- [Direction]: Copy every record below exactly as written, but leave out the pictures.

Records excerpted from a collection:
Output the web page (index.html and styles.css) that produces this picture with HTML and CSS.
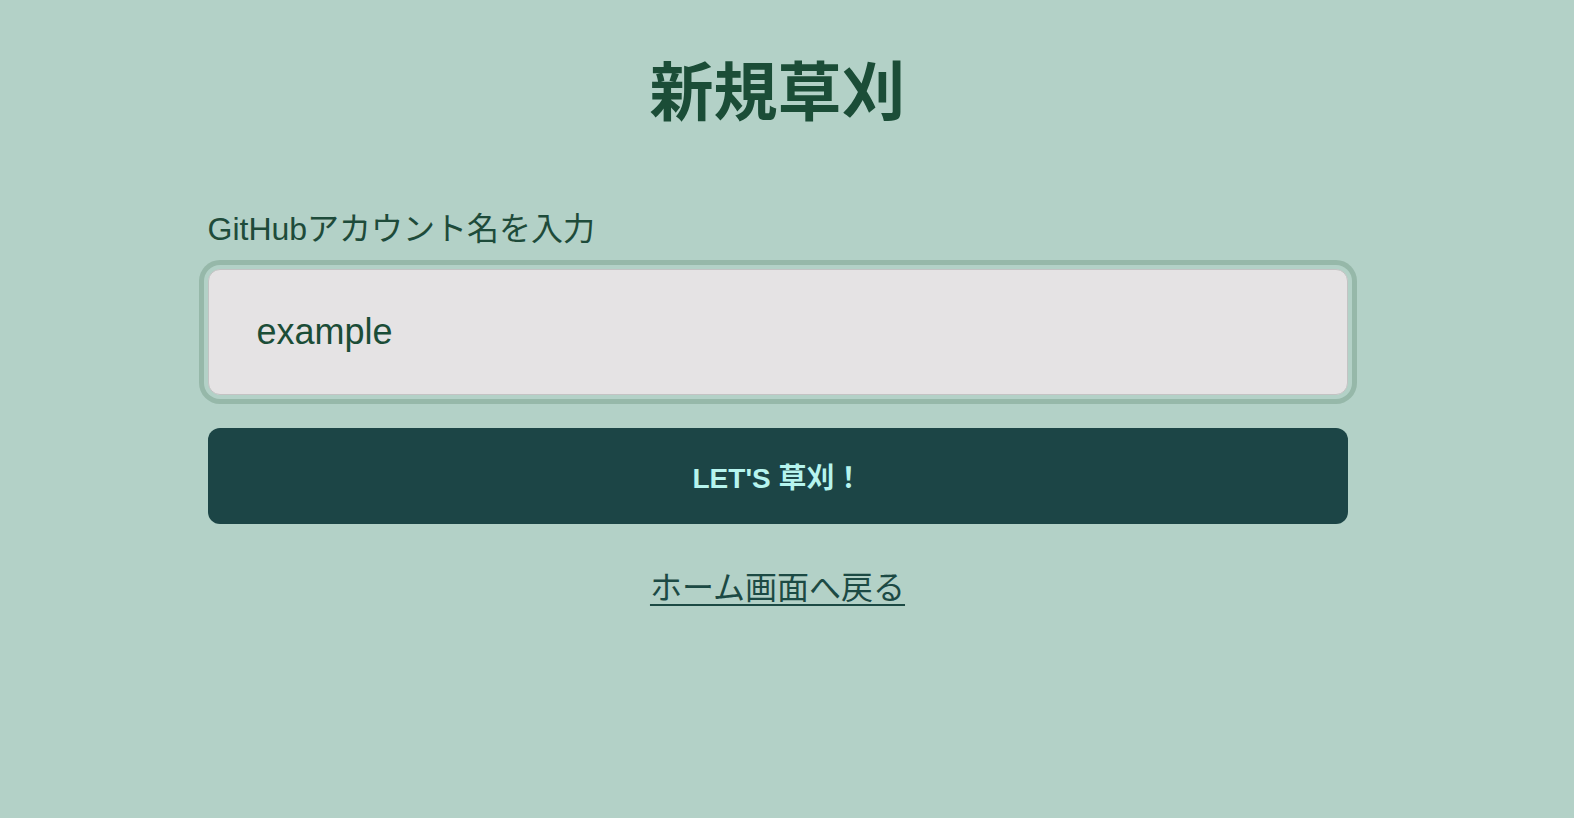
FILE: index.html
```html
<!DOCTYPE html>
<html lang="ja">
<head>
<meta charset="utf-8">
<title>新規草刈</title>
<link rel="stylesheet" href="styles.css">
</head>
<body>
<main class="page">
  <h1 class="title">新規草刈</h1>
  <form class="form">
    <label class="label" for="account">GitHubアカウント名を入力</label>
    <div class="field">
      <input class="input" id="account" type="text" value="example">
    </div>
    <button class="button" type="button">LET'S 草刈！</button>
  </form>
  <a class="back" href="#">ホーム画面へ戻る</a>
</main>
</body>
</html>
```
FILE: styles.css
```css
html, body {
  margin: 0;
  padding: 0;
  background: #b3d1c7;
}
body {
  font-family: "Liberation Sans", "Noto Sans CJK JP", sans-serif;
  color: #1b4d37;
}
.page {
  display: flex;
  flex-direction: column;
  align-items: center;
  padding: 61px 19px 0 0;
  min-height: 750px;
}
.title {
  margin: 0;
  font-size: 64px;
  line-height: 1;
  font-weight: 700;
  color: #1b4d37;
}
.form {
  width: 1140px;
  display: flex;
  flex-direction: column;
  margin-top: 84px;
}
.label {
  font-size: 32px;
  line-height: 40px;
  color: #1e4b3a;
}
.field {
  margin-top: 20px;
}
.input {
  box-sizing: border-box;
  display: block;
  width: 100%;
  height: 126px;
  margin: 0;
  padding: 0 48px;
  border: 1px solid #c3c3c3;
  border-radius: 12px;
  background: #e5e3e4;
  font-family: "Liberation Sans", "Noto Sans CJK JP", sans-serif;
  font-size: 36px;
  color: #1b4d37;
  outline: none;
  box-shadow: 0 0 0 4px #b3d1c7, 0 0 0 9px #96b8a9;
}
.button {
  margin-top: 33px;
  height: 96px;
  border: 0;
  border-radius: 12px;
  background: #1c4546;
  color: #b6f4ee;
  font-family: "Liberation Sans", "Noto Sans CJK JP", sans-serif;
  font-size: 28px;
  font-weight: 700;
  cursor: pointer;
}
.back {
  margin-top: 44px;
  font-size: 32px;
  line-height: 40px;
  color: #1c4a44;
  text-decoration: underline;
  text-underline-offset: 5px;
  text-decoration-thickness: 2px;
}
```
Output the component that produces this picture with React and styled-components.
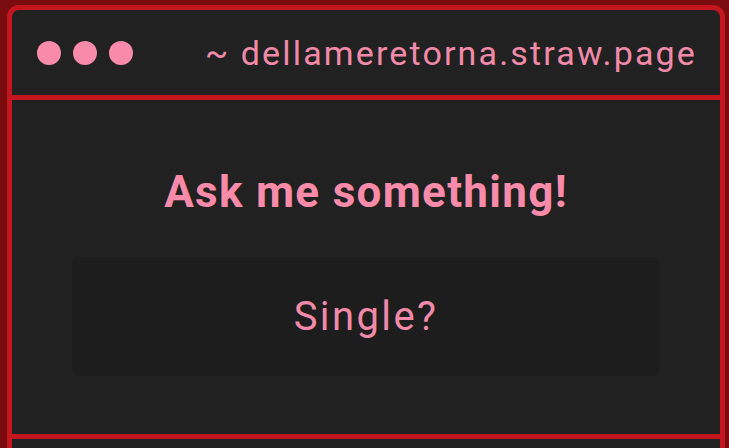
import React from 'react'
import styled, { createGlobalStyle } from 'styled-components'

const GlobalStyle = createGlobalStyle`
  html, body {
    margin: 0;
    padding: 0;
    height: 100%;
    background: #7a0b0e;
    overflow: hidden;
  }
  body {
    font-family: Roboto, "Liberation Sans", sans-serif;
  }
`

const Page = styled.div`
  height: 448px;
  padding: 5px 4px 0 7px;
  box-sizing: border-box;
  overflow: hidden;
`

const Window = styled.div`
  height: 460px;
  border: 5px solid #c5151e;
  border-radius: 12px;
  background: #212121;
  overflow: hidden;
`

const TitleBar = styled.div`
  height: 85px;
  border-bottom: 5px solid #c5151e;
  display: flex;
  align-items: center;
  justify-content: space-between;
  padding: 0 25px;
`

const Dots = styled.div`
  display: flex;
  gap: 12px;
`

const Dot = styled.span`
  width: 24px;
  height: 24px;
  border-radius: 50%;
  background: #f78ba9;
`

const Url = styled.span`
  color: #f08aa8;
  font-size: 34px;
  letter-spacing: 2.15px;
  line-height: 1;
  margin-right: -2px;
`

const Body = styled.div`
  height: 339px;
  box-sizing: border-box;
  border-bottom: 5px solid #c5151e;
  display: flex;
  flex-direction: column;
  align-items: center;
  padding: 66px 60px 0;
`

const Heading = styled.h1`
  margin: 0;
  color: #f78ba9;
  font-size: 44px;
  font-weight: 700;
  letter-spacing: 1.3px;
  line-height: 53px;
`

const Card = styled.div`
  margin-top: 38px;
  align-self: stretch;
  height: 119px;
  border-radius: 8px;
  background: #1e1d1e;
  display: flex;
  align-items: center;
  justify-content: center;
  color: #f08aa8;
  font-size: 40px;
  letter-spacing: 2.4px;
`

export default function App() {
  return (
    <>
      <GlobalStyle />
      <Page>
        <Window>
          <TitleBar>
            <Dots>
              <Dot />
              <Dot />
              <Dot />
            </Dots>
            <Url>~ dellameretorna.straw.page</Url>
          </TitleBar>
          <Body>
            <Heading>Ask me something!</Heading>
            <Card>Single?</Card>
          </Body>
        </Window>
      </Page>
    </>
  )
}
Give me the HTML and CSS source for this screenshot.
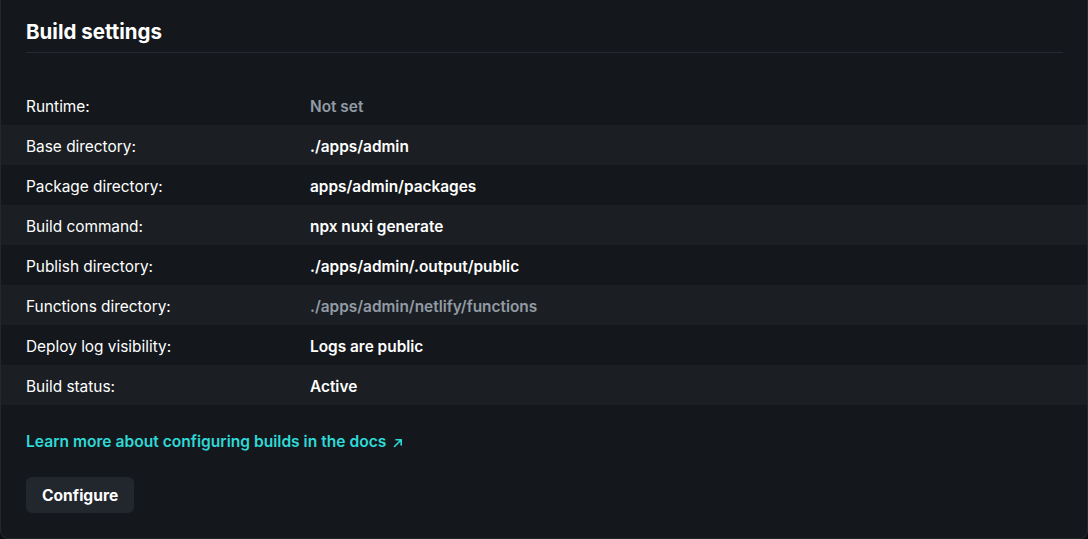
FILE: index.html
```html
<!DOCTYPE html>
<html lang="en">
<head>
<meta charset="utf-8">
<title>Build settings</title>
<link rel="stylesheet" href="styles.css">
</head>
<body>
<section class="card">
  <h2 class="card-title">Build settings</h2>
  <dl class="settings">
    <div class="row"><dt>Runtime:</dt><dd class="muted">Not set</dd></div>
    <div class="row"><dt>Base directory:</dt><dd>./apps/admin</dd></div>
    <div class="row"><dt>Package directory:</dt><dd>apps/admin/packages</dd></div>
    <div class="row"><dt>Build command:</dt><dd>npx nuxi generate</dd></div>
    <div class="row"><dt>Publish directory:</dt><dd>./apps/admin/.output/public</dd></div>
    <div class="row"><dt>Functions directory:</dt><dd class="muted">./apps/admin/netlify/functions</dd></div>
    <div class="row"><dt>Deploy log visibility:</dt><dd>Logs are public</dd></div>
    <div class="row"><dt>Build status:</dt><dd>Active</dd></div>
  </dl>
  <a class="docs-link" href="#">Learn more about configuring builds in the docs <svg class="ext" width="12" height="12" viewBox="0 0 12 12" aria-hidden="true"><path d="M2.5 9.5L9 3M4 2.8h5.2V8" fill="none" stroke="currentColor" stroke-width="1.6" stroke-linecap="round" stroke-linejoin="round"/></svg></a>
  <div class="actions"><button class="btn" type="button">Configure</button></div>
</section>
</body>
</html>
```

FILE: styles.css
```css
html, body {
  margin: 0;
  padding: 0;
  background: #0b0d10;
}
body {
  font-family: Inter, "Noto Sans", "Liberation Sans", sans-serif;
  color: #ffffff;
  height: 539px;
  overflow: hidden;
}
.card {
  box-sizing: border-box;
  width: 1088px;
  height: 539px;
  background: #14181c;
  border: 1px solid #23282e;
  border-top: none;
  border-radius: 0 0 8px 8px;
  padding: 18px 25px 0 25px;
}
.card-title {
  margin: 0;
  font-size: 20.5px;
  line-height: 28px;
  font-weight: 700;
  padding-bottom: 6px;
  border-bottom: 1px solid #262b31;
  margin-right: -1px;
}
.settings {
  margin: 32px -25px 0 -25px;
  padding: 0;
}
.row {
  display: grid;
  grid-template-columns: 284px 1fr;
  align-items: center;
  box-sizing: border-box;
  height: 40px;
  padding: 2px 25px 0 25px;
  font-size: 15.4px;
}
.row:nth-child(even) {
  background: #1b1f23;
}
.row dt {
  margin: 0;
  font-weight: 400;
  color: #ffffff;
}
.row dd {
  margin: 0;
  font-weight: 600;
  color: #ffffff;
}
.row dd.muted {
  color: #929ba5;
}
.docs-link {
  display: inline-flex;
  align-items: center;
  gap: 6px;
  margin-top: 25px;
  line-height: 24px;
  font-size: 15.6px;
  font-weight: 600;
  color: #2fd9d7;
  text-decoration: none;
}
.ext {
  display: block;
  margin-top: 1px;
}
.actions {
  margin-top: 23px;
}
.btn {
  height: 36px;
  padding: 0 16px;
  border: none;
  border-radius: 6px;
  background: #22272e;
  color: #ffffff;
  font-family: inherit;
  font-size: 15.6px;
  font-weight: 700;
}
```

- [Written solution]:
Output the web page (index.html and styles.css) that produces this picture with HTML and CSS.
FILE: index.html
```html
<!DOCTYPE html>
<html lang="ja">
<head>
<meta charset="utf-8">
<title>新規草刈</title>
<link rel="stylesheet" href="styles.css">
</head>
<body>
<main class="page">
  <h1 class="title">新規草刈</h1>
  <form class="form">
    <label class="label" for="account">GitHubアカウント名を入力</label>
    <div class="field">
      <input class="input" id="account" type="text" value="example">
    </div>
    <button class="button" type="button">LET'S 草刈！</button>
  </form>
  <a class="back" href="#">ホーム画面へ戻る</a>
</main>
</body>
</html>
```
FILE: styles.css
```css
html, body {
  margin: 0;
  padding: 0;
  background: #b3d1c7;
}
body {
  font-family: "Liberation Sans", "Noto Sans CJK JP", sans-serif;
  color: #1b4d37;
}
.page {
  display: flex;
  flex-direction: column;
  align-items: center;
  padding: 61px 19px 0 0;
  min-height: 750px;
}
.title {
  margin: 0;
  font-size: 64px;
  line-height: 1;
  font-weight: 700;
  color: #1b4d37;
}
.form {
  width: 1140px;
  display: flex;
  flex-direction: column;
  margin-top: 84px;
}
.label {
  font-size: 32px;
  line-height: 40px;
  color: #1e4b3a;
}
.field {
  margin-top: 20px;
}
.input {
  box-sizing: border-box;
  display: block;
  width: 100%;
  height: 126px;
  margin: 0;
  padding: 0 48px;
  border: 1px solid #c3c3c3;
  border-radius: 12px;
  background: #e5e3e4;
  font-family: "Liberation Sans", "Noto Sans CJK JP", sans-serif;
  font-size: 36px;
  color: #1b4d37;
  outline: none;
  box-shadow: 0 0 0 4px #b3d1c7, 0 0 0 9px #96b8a9;
}
.button {
  margin-top: 33px;
  height: 96px;
  border: 0;
  border-radius: 12px;
  background: #1c4546;
  color: #b6f4ee;
  font-family: "Liberation Sans", "Noto Sans CJK JP", sans-serif;
  font-size: 28px;
  font-weight: 700;
  cursor: pointer;
}
.back {
  margin-top: 44px;
  font-size: 32px;
  line-height: 40px;
  color: #1c4a44;
  text-decoration: underline;
  text-underline-offset: 5px;
  text-decoration-thickness: 2px;
}
```
Output the component that produces this picture with React and styled-components.
import React from 'react'
import styled, { createGlobalStyle } from 'styled-components'

const GlobalStyle = createGlobalStyle`
  html, body {
    margin: 0;
    padding: 0;
    height: 100%;
    background: #7a0b0e;
    overflow: hidden;
  }
  body {
    font-family: Roboto, "Liberation Sans", sans-serif;
  }
`

const Page = styled.div`
  height: 448px;
  padding: 5px 4px 0 7px;
  box-sizing: border-box;
  overflow: hidden;
`

const Window = styled.div`
  height: 460px;
  border: 5px solid #c5151e;
  border-radius: 12px;
  background: #212121;
  overflow: hidden;
`

const TitleBar = styled.div`
  height: 85px;
  border-bottom: 5px solid #c5151e;
  display: flex;
  align-items: center;
  justify-content: space-between;
  padding: 0 25px;
`

const Dots = styled.div`
  display: flex;
  gap: 12px;
`

const Dot = styled.span`
  width: 24px;
  height: 24px;
  border-radius: 50%;
  background: #f78ba9;
`

const Url = styled.span`
  color: #f08aa8;
  font-size: 34px;
  letter-spacing: 2.15px;
  line-height: 1;
  margin-right: -2px;
`

const Body = styled.div`
  height: 339px;
  box-sizing: border-box;
  border-bottom: 5px solid #c5151e;
  display: flex;
  flex-direction: column;
  align-items: center;
  padding: 66px 60px 0;
`

const Heading = styled.h1`
  margin: 0;
  color: #f78ba9;
  font-size: 44px;
  font-weight: 700;
  letter-spacing: 1.3px;
  line-height: 53px;
`

const Card = styled.div`
  margin-top: 38px;
  align-self: stretch;
  height: 119px;
  border-radius: 8px;
  background: #1e1d1e;
  display: flex;
  align-items: center;
  justify-content: center;
  color: #f08aa8;
  font-size: 40px;
  letter-spacing: 2.4px;
`

export default function App() {
  return (
    <>
      <GlobalStyle />
      <Page>
        <Window>
          <TitleBar>
            <Dots>
              <Dot />
              <Dot />
              <Dot />
            </Dots>
            <Url>~ dellameretorna.straw.page</Url>
          </TitleBar>
          <Body>
            <Heading>Ask me something!</Heading>
            <Card>Single?</Card>
          </Body>
        </Window>
      </Page>
    </>
  )
}
Give me the HTML and CSS source for this screenshot.
FILE: index.html
```html
<!DOCTYPE html>
<html lang="en">
<head>
<meta charset="utf-8">
<title>Build settings</title>
<link rel="stylesheet" href="styles.css">
</head>
<body>
<section class="card">
  <h2 class="card-title">Build settings</h2>
  <dl class="settings">
    <div class="row"><dt>Runtime:</dt><dd class="muted">Not set</dd></div>
    <div class="row"><dt>Base directory:</dt><dd>./apps/admin</dd></div>
    <div class="row"><dt>Package directory:</dt><dd>apps/admin/packages</dd></div>
    <div class="row"><dt>Build command:</dt><dd>npx nuxi generate</dd></div>
    <div class="row"><dt>Publish directory:</dt><dd>./apps/admin/.output/public</dd></div>
    <div class="row"><dt>Functions directory:</dt><dd class="muted">./apps/admin/netlify/functions</dd></div>
    <div class="row"><dt>Deploy log visibility:</dt><dd>Logs are public</dd></div>
    <div class="row"><dt>Build status:</dt><dd>Active</dd></div>
  </dl>
  <a class="docs-link" href="#">Learn more about configuring builds in the docs <svg class="ext" width="12" height="12" viewBox="0 0 12 12" aria-hidden="true"><path d="M2.5 9.5L9 3M4 2.8h5.2V8" fill="none" stroke="currentColor" stroke-width="1.6" stroke-linecap="round" stroke-linejoin="round"/></svg></a>
  <div class="actions"><button class="btn" type="button">Configure</button></div>
</section>
</body>
</html>
```

FILE: styles.css
```css
html, body {
  margin: 0;
  padding: 0;
  background: #0b0d10;
}
body {
  font-family: Inter, "Noto Sans", "Liberation Sans", sans-serif;
  color: #ffffff;
  height: 539px;
  overflow: hidden;
}
.card {
  box-sizing: border-box;
  width: 1088px;
  height: 539px;
  background: #14181c;
  border: 1px solid #23282e;
  border-top: none;
  border-radius: 0 0 8px 8px;
  padding: 18px 25px 0 25px;
}
.card-title {
  margin: 0;
  font-size: 20.5px;
  line-height: 28px;
  font-weight: 700;
  padding-bottom: 6px;
  border-bottom: 1px solid #262b31;
  margin-right: -1px;
}
.settings {
  margin: 32px -25px 0 -25px;
  padding: 0;
}
.row {
  display: grid;
  grid-template-columns: 284px 1fr;
  align-items: center;
  box-sizing: border-box;
  height: 40px;
  padding: 2px 25px 0 25px;
  font-size: 15.4px;
}
.row:nth-child(even) {
  background: #1b1f23;
}
.row dt {
  margin: 0;
  font-weight: 400;
  color: #ffffff;
}
.row dd {
  margin: 0;
  font-weight: 600;
  color: #ffffff;
}
.row dd.muted {
  color: #929ba5;
}
.docs-link {
  display: inline-flex;
  align-items: center;
  gap: 6px;
  margin-top: 25px;
  line-height: 24px;
  font-size: 15.6px;
  font-weight: 600;
  color: #2fd9d7;
  text-decoration: none;
}
.ext {
  display: block;
  margin-top: 1px;
}
.actions {
  margin-top: 23px;
}
.btn {
  height: 36px;
  padding: 0 16px;
  border: none;
  border-radius: 6px;
  background: #22272e;
  color: #ffffff;
  font-family: inherit;
  font-size: 15.6px;
  font-weight: 700;
}
```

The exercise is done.